Ecclesiastes 3: A Time to Despair?

Ecclesiastes 3 is famous for its opening verses, which inspired a song called “Turn, Turn, Turn” by the Byrds. It is one of those ear-worms that everyone who knows it already has in their heads. As horrible as it is contagious.

But I digress.

What the writer of Ecclesiastes wants to hammer home in this chapter is the contrast between our perception of time and God’s perception of it. George Athas in his recently released commentary on Ecclesiastes makes two important points about this chapter:

Firstly, this list of things for which there are times and seasons, starting as it does with birth and death, reminds us that the times and seasons are ultimately in God’s hands, not ours. The rest of the chapter reiterates that God’s perspective is eternal, his works are eternal, and he is the one who enacts times of judgement (see 3:14-17).

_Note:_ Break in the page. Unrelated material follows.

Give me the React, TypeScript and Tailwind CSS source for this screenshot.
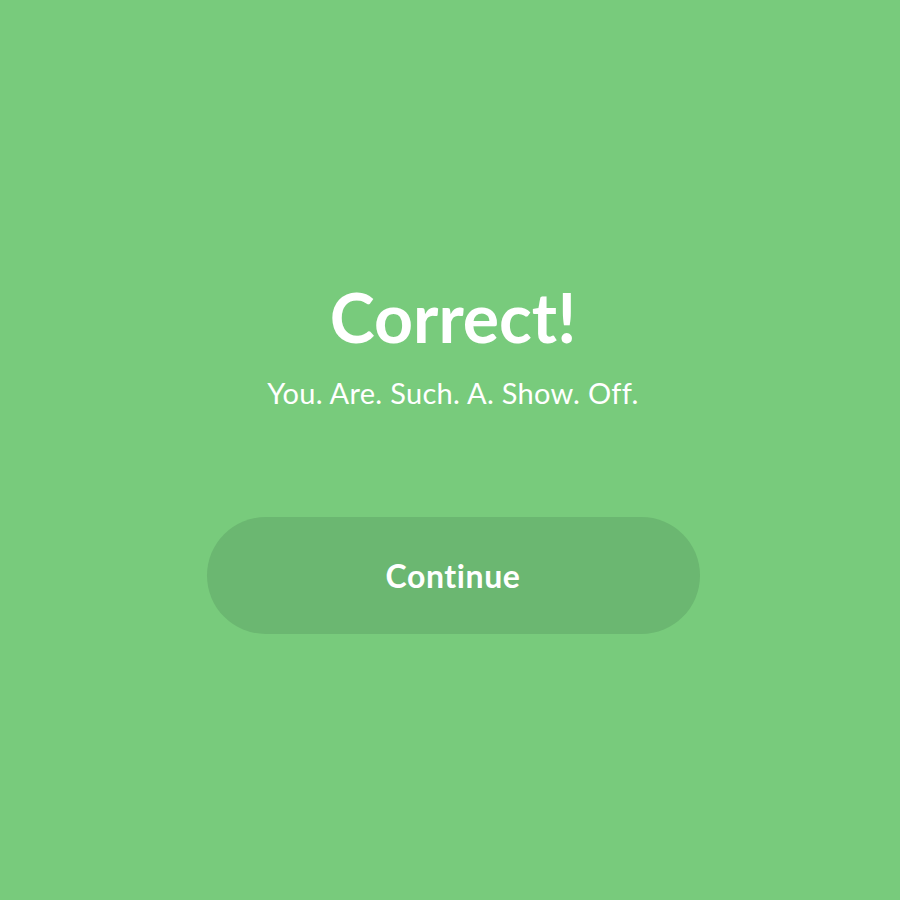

Secondly, George Athas points out that the idea of planting and being planted (3:2) probably resonated quite strongly with Israelite readers because they knew God’s promise to David that he would plant them as a nation so that they would not be disturbed (2 Sam 7:10), and they knew that their punishment for rebellion was described as being uprooted and scattered (Jer 12:15). Athas adds that Jeremiah was commissioned with very similar words: “See, I have set you this day over nations and over kingdoms, to pluck up and to break down, to destroy and to overthrow, to build and to plant.”

Birth and death, planting and uprooting were very much words that described Israel’s troubled history with God. The Preacher and his readers were most likely in severe poverty under the heavy taxation of their Greek rulers. It was one of those times that seemed to be only mourning and weeping, and none of the laughter and dancing.

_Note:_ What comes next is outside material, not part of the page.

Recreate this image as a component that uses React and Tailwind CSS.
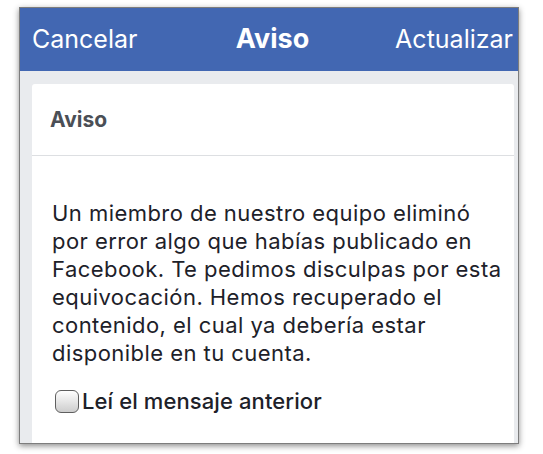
export default function App() {
  return (
    <div
      className="flex h-[454px] w-[543px] bg-white pl-[19px] pt-[7px]"
      style={{ fontFamily: 'Inter, "Liberation Sans", sans-serif' }}
    >
      <div className="flex h-[437px] w-[500px] flex-col overflow-hidden border border-[#7d7d7d] bg-[#e9ebee] shadow-[0_2px_6px_rgba(0,0,0,0.45)]">
        <header className="flex h-[63px] shrink-0 items-center bg-[#4267b2] pl-[12px] pr-[5px] text-white">
          <span className="flex-1 text-[25px]">Cancelar</span>
          <span className="text-[27px] font-bold">Aviso</span>
          <span className="flex-1 text-right text-[25px]">Actualizar</span>
        </header>

        <div className="flex flex-1 flex-col pl-[12px] pr-[4px] pt-[13px]">
          <div className="flex flex-1 flex-col rounded-t-[3px] bg-white">
            <div className="flex h-[72px] items-center border-b border-[#dddfe2] pl-[18px]">
              <h2 className="text-[21px] font-bold text-[#4b4f56]">Aviso</h2>
            </div>

            <div className="pl-[20px] pr-[4px] pt-[43px] text-[#1d2129]">
              <p className="text-[22px] leading-[28px] tracking-[0.45px]">
                Un miembro de nuestro equipo eliminó por error algo que habías publicado en
                Facebook. Te pedimos disculpas por esta equivocación. Hemos recuperado el
                contenido, el cual ya debería estar disponible en tu cuenta.
              </p>

              <label className="mt-[20px] flex items-center">
                <span className="ml-[3px] h-[23px] w-[24px] rounded-[6px] border border-[#5f5f5f] bg-linear-to-b from-white to-[#cdcdcd]" />
                <span className="ml-[3px] text-[22px] font-medium leading-[28px] tracking-[0.1px]">
                  Leí el mensaje anterior
                </span>
              </label>
            </div>
          </div>
        </div>
      </div>
    </div>
  );
}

Knowing this, the Preacher sets up his reader with his question in 3:9-10. “What gain has the worker from his toil? I have seen the business that God has given to the children of man to be busy with.”

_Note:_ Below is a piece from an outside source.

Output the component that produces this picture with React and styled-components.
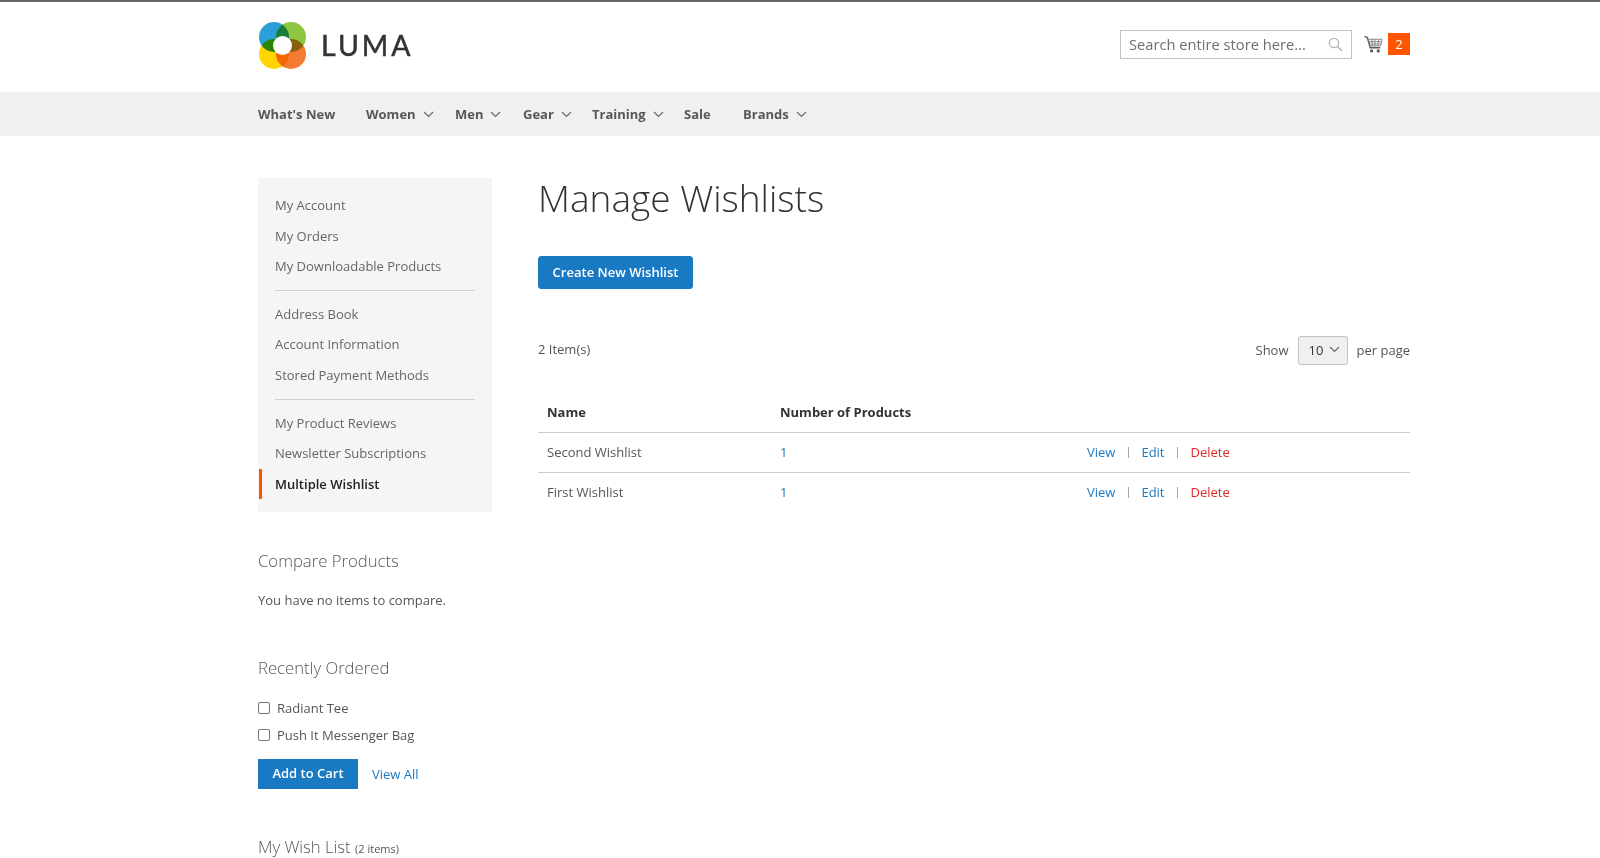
import React from "react";
import styled, { createGlobalStyle } from "styled-components";

const GlobalStyle = createGlobalStyle`
  html, body {
    margin: 0;
    padding: 0;
    height: 858px;
    overflow: hidden;
    background: #fff;
    font-family: "Open Sans", "Liberation Sans", sans-serif;
    font-size: 13px;
    color: #333;
  }
`;

const Wrap = styled.div`
  width: 1152px;
  margin-left: 258px;
`;

const Header = styled.header`
  height: 90px;
  border-top: 2px solid #666;
`;
const HeaderRow = styled(Wrap)`
  display: flex;
  align-items: center;
  height: 84px;
`;
const LogoLink = styled.a`
  display: flex;
  align-items: center;
  gap: 15px;
  margin-top: 2px;
  padding-left: 1px;
`;
const LogoText = styled.span`
  font-family: Lato, "Open Sans", sans-serif;
  font-size: 28.5px;
  font-weight: 400;
  letter-spacing: 3px;
  color: #333;
  -webkit-text-stroke: 0.5px #333;
`;
const Blend = styled.circle`
  mix-blend-mode: multiply;
`;
const SearchBox = styled.div`
  display: flex;
  align-items: center;
  justify-content: space-between;
  box-sizing: border-box;
  width: 232px;
  height: 29px;
  margin-left: auto;
  padding: 0 8px;
  border: 1px solid #c2c2c2;
  font-size: 14.7px;
  color: #6f6f6f;
`;
const Cart = styled.div`
  display: flex;
  align-items: center;
  margin-left: 12px;
  gap: 5px;
`;
const Badge = styled.span`
  display: flex;
  align-items: center;
  justify-content: center;
  width: 22px;
  height: 22px;
  background: #ff5501;
  color: #fff;
  font-size: 13px;
`;

const Nav = styled.nav`
  height: 44px;
  background: #f0f0f0;
`;
const NavRow = styled(Wrap)`
  display: flex;
  align-items: center;
  height: 100%;
`;
const NavItem = styled.a`
  display: flex;
  align-items: center;
  width: ${(props) => props.$w}px;
  font-weight: 700;
  font-size: 13px;
  color: #575757;
  white-space: nowrap;
`;
const Caret = styled.svg`
  margin-left: ${(props) => props.$gap || 7}px;
  flex: none;
`;

const Main = styled(Wrap)`
  display: flex;
  padding-top: 41.5px;
`;
const Side = styled.aside`
  width: 234px;
  flex: none;
`;
const Content = styled.main`
  flex: 1;
  margin-left: 46px;
  padding-top: 0.5px;
`;

const AccountNav = styled.ul`
  list-style: none;
  margin: 0;
  padding: 12.5px 0;
  background: #f5f5f5;
`;
const NavLine = styled.li`
  position: relative;
  height: 30.6px;
  line-height: 30.6px;
  padding-left: 17px;
  color: ${(props) => (props.$active ? "#222" : "#666")};
  font-weight: ${(props) => (props.$active ? 600 : 400)};
  &::before {
    content: "";
    display: ${(props) => (props.$active ? "block" : "none")};
    position: absolute;
    left: 1px;
    top: 0;
    bottom: 0;
    width: 3px;
    background: #ff5501;
  }
`;
const NavSep = styled.li`
  height: 1px;
  margin: 8.5px 17px 7.5px;
  background: #d1d1d1;
`;

const BlockTitle = styled.div`
  margin-top: ${(props) => props.$top}px;
  font-size: 16.7px;
  font-weight: 300;
  line-height: 24px;
  color: #575757;
`;
const Small = styled.span`
  font-size: 11px;
  font-weight: 400;
  color: #575757;
`;
const Para = styled.p`
  margin: 17px 0 0;
  line-height: 20px;
  color: #555;
`;
const CheckRow = styled.label`
  display: flex;
  align-items: center;
  gap: 7px;
  height: 27px;
  color: #555;
`;
const CheckBox = styled.span`
  box-sizing: border-box;
  width: 12px;
  height: 12px;
  border: 1px solid #767676;
  border-radius: 2px;
  background: #fff;
`;
const Checks = styled.div`
  margin-top: 15px;
`;
const Actions = styled.div`
  display: flex;
  align-items: center;
  gap: 14px;
  margin-top: 10px;
`;
const Button = styled.button`
  display: block;
  box-sizing: border-box;
  width: ${(props) => props.$w}px;
  height: ${(props) => props.$h}px;
  margin-top: ${(props) => props.$top || 0}px;
  padding: 0 0 2px;
  border: 1px solid #1979c3;
  border-radius: ${(props) => props.$r || 0}px;
  background: #1979c3;
  color: #fff;
  font-family: inherit;
  font-size: 13px;
  font-weight: 600;
`;
const BlueLink = styled.a`
  color: #1979c3;
`;
const RedLink = styled.a`
  color: #e02b27;
`;

const Title = styled.h1`
  margin: 0;
  font-size: 37px;
  font-weight: 300;
  line-height: 40px;
  color: #333;
`;
const ToolRow = styled.div`
  display: flex;
  align-items: center;
  justify-content: space-between;
  margin-top: 46px;
  height: 29px;
  color: #555;
`;
const ItemCount = styled.span`
  padding-bottom: 2px;
`;
const Pager = styled.div`
  display: flex;
  align-items: center;
`;
const PageSelect = styled.div`
  display: flex;
  align-items: center;
  box-sizing: border-box;
  width: 50px;
  height: 29px;
  margin: 2px 9px 0;
  padding: 0 0 2px 10px;
  border: 1px solid #c2c2c2;
  border-radius: 3px;
  background: #f0f0f0;
  color: #333;
`;
const Table = styled.table`
  width: 100%;
  margin-top: 29px;
  border-collapse: collapse;
  table-layout: fixed;
`;
const Th = styled.th`
  box-sizing: border-box;
  width: ${(props) => (props.$w ? `${props.$w}px` : "auto")};
  height: 39px;
  padding: 0 9px 1px;
  border-bottom: 1px solid #ccc;
  text-align: left;
  font-weight: 700;
  color: #333;
`;
const Td = styled.td`
  box-sizing: border-box;
  height: 40px;
  padding: 0 9px;
  color: ${(props) => (props.$blue ? "#1979c3" : "#555")};
`;
const Row = styled.tr`
  &:not(:last-child) td {
    border-bottom: 1px solid #ccc;
  }
`;
const RowActions = styled.div`
  display: flex;
  align-items: center;
`;
const Pipe = styled.span`
  width: 1px;
  height: 11px;
  margin: 0 12.5px;
  background: #a6a6a6;
`;

const ChevronDown = ({ gap }) => (
  <Caret $gap={gap} width="11" height="7" viewBox="0 0 11 7" fill="none">
    <path d="M1 1l4.5 4.5L10 1" stroke="#666" strokeWidth="1.1" />
  </Caret>
);

const Logo = () => (
  <svg width="47" height="47" viewBox="0 0 47 47">
    <Blend cx="15" cy="15" r="15" fill="#2a9fd8" />
    <Blend cx="32" cy="15" r="15" fill="#8dc63f" />
    <Blend cx="15" cy="32" r="15" fill="#ffd400" />
    <Blend cx="32" cy="32" r="15" fill="#f47b30" />
    <circle cx="23.5" cy="23.5" r="9.5" fill="#fff" />
  </svg>
);

const SearchIcon = () => (
  <svg width="15" height="15" viewBox="0 0 15 15" fill="none">
    <circle cx="6" cy="6" r="4.7" stroke="#b5b5b5" strokeWidth="1.3" />
    <path d="M9.5 9.5l4.5 4.5" stroke="#b5b5b5" strokeWidth="1.6" />
  </svg>
);

const CartIcon = () => (
  <svg width="19" height="19" viewBox="0 0 20 19" fill="none">
    <path d="M0.5 1l3 1.2L6.5 13h10.5" stroke="#5c5c5c" strokeWidth="1.5" />
    <path
      d="M4.5 4h14.5l-1.6 7H6.4zM8 4l1 7M11.5 4v7M15.5 4l-1 7M5 6.5h13.5M5.7 9h12.3"
      stroke="#777"
      strokeWidth="0.9"
    />
    <circle cx="8" cy="16.3" r="1.7" fill="#5c5c5c" />
    <circle cx="15" cy="16.3" r="1.7" fill="#5c5c5c" />
  </svg>
);

const menu = [
  { label: "What's New", w: 108 },
  { label: "Women", w: 89, caret: true },
  { label: "Men", w: 68, caret: true },
  { label: "Gear", w: 69, caret: true },
  { label: "Training", w: 92, caret: true },
  { label: "Sale", w: 59 },
  { label: "Brands", w: 80, caret: true },
];

const accountLinks = [
  ["My Account", "My Orders", "My Downloadable Products"],
  ["Address Book", "Account Information", "Stored Payment Methods"],
  ["My Product Reviews", "Newsletter Subscriptions", "Multiple Wishlist"],
];

const wishlists = [
  { name: "Second Wishlist", count: 1 },
  { name: "First Wishlist", count: 1 },
];

const App = () => (
  <>
    <GlobalStyle />
    <Header>
      <HeaderRow>
        <LogoLink>
          <Logo />
          <LogoText>LUMA</LogoText>
        </LogoLink>
        <SearchBox>
          Search entire store here...
          <SearchIcon />
        </SearchBox>
        <Cart>
          <CartIcon />
          <Badge>2</Badge>
        </Cart>
      </HeaderRow>
    </Header>
    <Nav>
      <NavRow>
        {menu.map((item) => (
          <NavItem key={item.label} $w={item.w}>
            {item.label}
            {item.caret && <ChevronDown />}
          </NavItem>
        ))}
      </NavRow>
    </Nav>
    <Main>
      <Side>
        <AccountNav>
          {accountLinks.map((group, i) => (
            <React.Fragment key={group[0]}>
              {i > 0 && <NavSep />}
              {group.map((label) => (
                <NavLine key={label} $active={label === "Multiple Wishlist"}>
                  {label}
                </NavLine>
              ))}
            </React.Fragment>
          ))}
        </AccountNav>
        <BlockTitle $top={37}>Compare Products</BlockTitle>
        <Para>You have no items to compare.</Para>
        <BlockTitle $top={46}>Recently Ordered</BlockTitle>
        <Checks>
          <CheckRow>
            <CheckBox />
            Radiant Tee
          </CheckRow>
          <CheckRow>
            <CheckBox />
            Push It Messenger Bag
          </CheckRow>
        </Checks>
        <Actions>
          <Button $w={100} $h={30}>Add to Cart</Button>
          <BlueLink>View All</BlueLink>
        </Actions>
        <BlockTitle $top={46}>
          My Wish List <Small>(2 items)</Small>
        </BlockTitle>
      </Side>
      <Content>
        <Title>Manage Wishlists</Title>
        <Button $w={155} $h={33} $r={3} $top={38}>
          Create New Wishlist
        </Button>
        <ToolRow>
          <ItemCount>2 Item(s)</ItemCount>
          <Pager>
            Show
            <PageSelect>
              10
              <ChevronDown gap={6} />
            </PageSelect>
            per page
          </Pager>
        </ToolRow>
        <Table>
          <thead>
            <tr>
              <Th $w={233}>Name</Th>
              <Th $w={307}>Number of Products</Th>
              <Th />
            </tr>
          </thead>
          <tbody>
            {wishlists.map((list) => (
              <Row key={list.name}>
                <Td>{list.name}</Td>
                <Td $blue>{list.count}</Td>
                <Td>
                  <RowActions>
                    <BlueLink>View</BlueLink>
                    <Pipe />
                    <BlueLink>Edit</BlueLink>
                    <Pipe />
                    <RedLink>Delete</RedLink>
                  </RowActions>
                </Td>
              </Row>
            ))}
          </tbody>
        </Table>
      </Content>
    </Main>
  </>
);

export default App;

We’ve heard this one before. In 1:13, he declares that it is an unhappy business that God has given the children of man to be busy with. In the middle of hard times, we expect his cynicism. We know that he’s supposed to say that work is meaningless and that toil is unhappy. But the Preacher is not a one-track guy. His answer is surprising, “God has made everything beautiful in its time.”

In bad times, it is hard to see the beauty/fittingness of things.

We participate in things for the first time, but they’ve been going on forever. We don’t see the past. We don’t know our fate in the future (3:11, 22). We live out only a tiny fragment of the timeline. From a human perspective, our work is fleeting and frail. However, God is not subject to our limitations, and his works are not futile. God’s works extend from the beginning to the end and they last forever (3:11, 14). God is making things beautiful though we might not see it fully. God is seeking what has been driven away.

So what does the Preacher say to a people in the grip of hard times? Is this a time for despair? There is indeed a sense of futility about all that happens under the sun, but from the perspective of heaven, we participate in God’s work (even if only in barely perceptible ways). The times and seasons, even those of death and mourning, belong to God and they will change in time.

In the meanwhile, do what is good in the present (3:12), and keep an eye on your future; God brings everything into judgement in its time (3:17). And be grateful for all that you are able to enjoy when God grants you the vision to enjoy them, whether it is a season of few things or many.